Everything may fall apart. Things can get a lot worse. But God is sovereign "over all" and I know that His hand is there.

Saturday, October 25

something big...

i have the biggest urge to write. now, i'm a professional writer, so that's not a big deal because i write all the time. but i have a big urge to write something that's not a grant and i want it to be big. i think i want to write a screenplay. i wouldn't even know where to begin...i don't have really a story. i only have one character...and i can't decide whether the character is male or female. and really, besides that, i have no clue what to do with it.
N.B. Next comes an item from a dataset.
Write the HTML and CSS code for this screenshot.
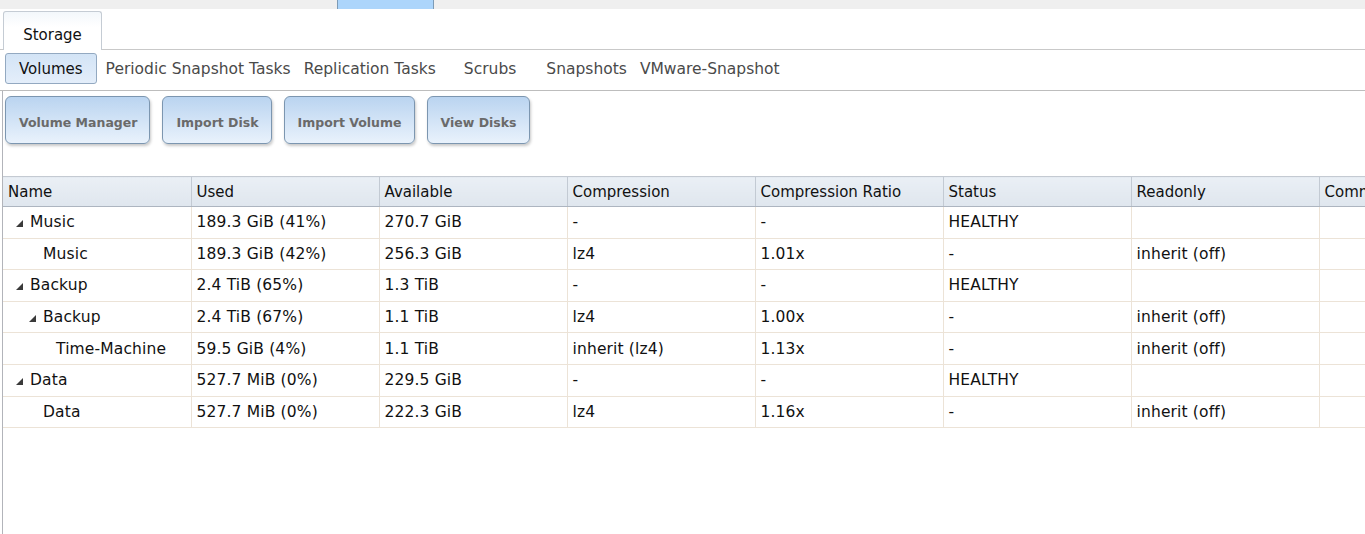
FILE: index.html
```html
<!DOCTYPE html>
<html lang="en">
<head>
    <meta charset="UTF-8">
    <title>Storage</title>
    <link rel="stylesheet" href="styles.css">
</head>
<body>
    <div class="topbar">
        <div class="top-tab"></div>
    </div>

    <div class="tabs">
        <div class="tab active">Storage</div>
    </div>

    <div class="subnav">
        <span class="sub active">Volumes</span>
        <span class="sub">Periodic Snapshot Tasks</span>
        <span class="sub">Replication Tasks</span>
        <span class="sub wide">Scrubs</span>
        <span class="sub">Snapshots</span>
        <span class="sub">VMware-Snapshot</span>
    </div>

    <div class="pane">
        <div class="actions">
            <button>Volume Manager</button>
            <button>Import Disk</button>
            <button>Import Volume</button>
            <button>View Disks</button>
        </div>

        <table class="grid">
            <thead>
                <tr>
                    <th>Name</th>
                    <th>Used</th>
                    <th>Available</th>
                    <th>Compression</th>
                    <th>Compression Ratio</th>
                    <th>Status</th>
                    <th>Readonly</th>
                    <th>Comments</th>
                </tr>
            </thead>
            <tbody>
                <tr>
                    <td class="name lvl0"><span class="exp open"></span>Music</td>
                    <td>189.3 GiB (41%)</td>
                    <td>270.7 GiB</td>
                    <td>-</td>
                    <td>-</td>
                    <td>HEALTHY</td>
                    <td></td>
                    <td></td>
                </tr>
                <tr>
                    <td class="name lvl1"><span class="exp"></span>Music</td>
                    <td>189.3 GiB (42%)</td>
                    <td>256.3 GiB</td>
                    <td>lz4</td>
                    <td>1.01x</td>
                    <td>-</td>
                    <td>inherit (off)</td>
                    <td></td>
                </tr>
                <tr>
                    <td class="name lvl0"><span class="exp open"></span>Backup</td>
                    <td>2.4 TiB (65%)</td>
                    <td>1.3 TiB</td>
                    <td>-</td>
                    <td>-</td>
                    <td>HEALTHY</td>
                    <td></td>
                    <td></td>
                </tr>
                <tr>
                    <td class="name lvl1"><span class="exp open"></span>Backup</td>
                    <td>2.4 TiB (67%)</td>
                    <td>1.1 TiB</td>
                    <td>lz4</td>
                    <td>1.00x</td>
                    <td>-</td>
                    <td>inherit (off)</td>
                    <td></td>
                </tr>
                <tr>
                    <td class="name lvl2"><span class="exp"></span>Time-Machine</td>
                    <td>59.5 GiB (4%)</td>
                    <td>1.1 TiB</td>
                    <td>inherit (lz4)</td>
                    <td>1.13x</td>
                    <td>-</td>
                    <td>inherit (off)</td>
                    <td></td>
                </tr>
                <tr>
                    <td class="name lvl0"><span class="exp open"></span>Data</td>
                    <td>527.7 MiB (0%)</td>
                    <td>229.5 GiB</td>
                    <td>-</td>
                    <td>-</td>
                    <td>HEALTHY</td>
                    <td></td>
                    <td></td>
                </tr>
                <tr>
                    <td class="name lvl1"><span class="exp"></span>Data</td>
                    <td>527.7 MiB (0%)</td>
                    <td>222.3 GiB</td>
                    <td>lz4</td>
                    <td>1.16x</td>
                    <td>-</td>
                    <td>inherit (off)</td>
                    <td></td>
                </tr>
            </tbody>
        </table>
    </div>
</body>
</html>
```

FILE: styles.css
```css
* {
    margin: 0;
    padding: 0;
    box-sizing: border-box;
}

html, body {
    height: 100%;
}

body {
    background: white;
    font-family: "DejaVu Sans", Verdana, sans-serif;
    font-size: 15px;
    color: #111;
    overflow: hidden;
    display: flex;
    flex-direction: column;
}

/* barra superior */
.topbar {
    height: 9px;
    background: #efefef;
    padding-left: 337px;
}

.top-tab {
    width: 97px;
    height: 9px;
    background: #acd5fb;
    border-left: 1px solid #7d9bb6;
    border-right: 1px solid #7d9bb6;
}

/* pestañas */
.tabs {
    display: flex;
    padding: 2px 0 0 3px;
    border-bottom: 1px solid #c9c9c9;
}

.tab {
    width: 99px;
    height: 39px;
    margin-bottom: -1px;
    padding-top: 14px;
    text-align: center;
    background: linear-gradient(#f3f7fb, #ffffff 40%);
    border: 1px solid #c5ccd4;
    border-bottom: none;
    border-radius: 3px 3px 0 0;
}

.subnav {
    display: flex;
    align-items: flex-start;
    height: 41px;
    padding: 3px 0 0 5px;
    border-bottom: 1px solid #bdbdbd;
    color: #4a4a4a;
    font-size: 15.5px;
}

.sub {
    line-height: 29px;
    padding: 2px 6px 0 7px;
    white-space: nowrap;
}

.sub.active {
    color: #111;
    font-size: 15px;
    line-height: 27px;
    padding: 2px 13px 0 13px;
    margin-right: 2px;
    background: linear-gradient(#d3e4f6, #e4eefa);
    border: 1px solid #93a9c1;
    border-radius: 3px;
}

.sub.wide {
    padding: 2px 23px 0 22px;
}

.pane {
    flex: 1;
    margin-left: 2px;
    border-left: 1px solid #b2b4ba;
}

.actions {
    display: flex;
    gap: 12px;
    height: 85px;
    padding: 5px 0 0 2px;
}

button {
    height: 48px;
    padding: 4px 12px 0 13px;
    font-family: "DejaVu Sans", Verdana, sans-serif;
    font-size: 12.5px;
    font-weight: bold;
    color: #6a6a6a;
    background: linear-gradient(#bad4f0, #e9f2fc);
    border: 1px solid #7c96b0;
    border-radius: 6px;
    box-shadow: 1px 2px 3px rgba(0, 0, 0, 0.22);
    cursor: pointer;
}

.grid {
    border-collapse: collapse;
    table-layout: fixed;
    width: 1504px;
}

.grid th,
.grid td {
    width: 188px;
    text-align: left;
    font-weight: normal;
    white-space: nowrap;
    overflow: hidden;
    padding-left: 5px;
}

.grid th {
    height: 30px;
    background: linear-gradient(#eaeff5, #dfe6ee);
    border-top: 1px solid #c4cad2;
    border-bottom: 1px solid #adb5c0;
    border-right: 1px solid #c3cad3;
}

.grid td {
    height: 31.6px;
    font-size: 15.5px;
    letter-spacing: 0.15px;
    border-bottom: 1px solid #ece3d7;
    border-right: 1px solid #ece3d7;
}

.grid td.lvl0 { padding-left: 13px; }
.grid td.lvl1 { padding-left: 26px; }
.grid td.lvl2 { padding-left: 39px; }

.exp {
    display: inline-block;
    width: 14px;
}

.exp.open::before {
    content: "";
    display: inline-block;
    width: 0;
    height: 0;
    border-left: 7px solid transparent;
    border-bottom: 7px solid #3a3a3a;
}
```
i've been reading a book on writing tools. (it's a fabulous reference, by the way.) and i just feel inspired to start writing something fictional. something that's not all about goals and objectives. we'll see what comes of this...

Monday, September 22

amazing.

"now that i have seen
i am responsible
faith without deeds is dead
now that i have held you
in my own arms
i cannot let you go until you are"
~Brooke Fraser

this really captures how i feel right now...

Sunday, September 21

the anniversary (ramblings)

august 11 marked my first anniversary for living in florida. it's been an amazing year. it was a easy/hard decision to move here. easy in that i knew this is where i should be and i was and am madly in love with my now-husband. still, the decision was difficult because it meant leaving everything that i was comfortable with and being challenged to live a different life. i've spent a lot of time wanting to go back. i can completely relate to the israelites shortly after they left egypt. they knew that God was calling them to their promised land, but it meant leaving everything that they were familiar with for something that they were not familiar. at some point-- at many points during their journey, they wanted physical and spiritual bondage over the blessing of God. i will be the first to admit that there have been many times when i thought it would be so much easier to move back to massachusetts and finish my degree.

that life was so much easier. i didn't realize how much easier it was. but we're not called to easy. easy means apathy and atrophy. growth comes from challenge. james writes,
2Consider it all joy, my brethren, when you encounter various trials, 3knowing that the testing of your faith produces endurance. 4And let endurance have its perfect result, so that you may be perfect and complete, lacking in nothing.


going back means that i would not be moving forward. as much as i think that life in massachusetts (or delaware for that matter) would be easier, it would be so much harder because i would be living it for myself. it would have meant living in God's permissible will rather than His perfect will. i would be missing these character building moments. it's not that i want to go through these hard things, but i have had the opportunity to lean on God. this is the only way to learn. i'm so grateful that He things that i can learn. and it's more than character building. i wouldn't be where i am in my relationship with God if i didn't move down here and allow myself to be in a place where He can use me.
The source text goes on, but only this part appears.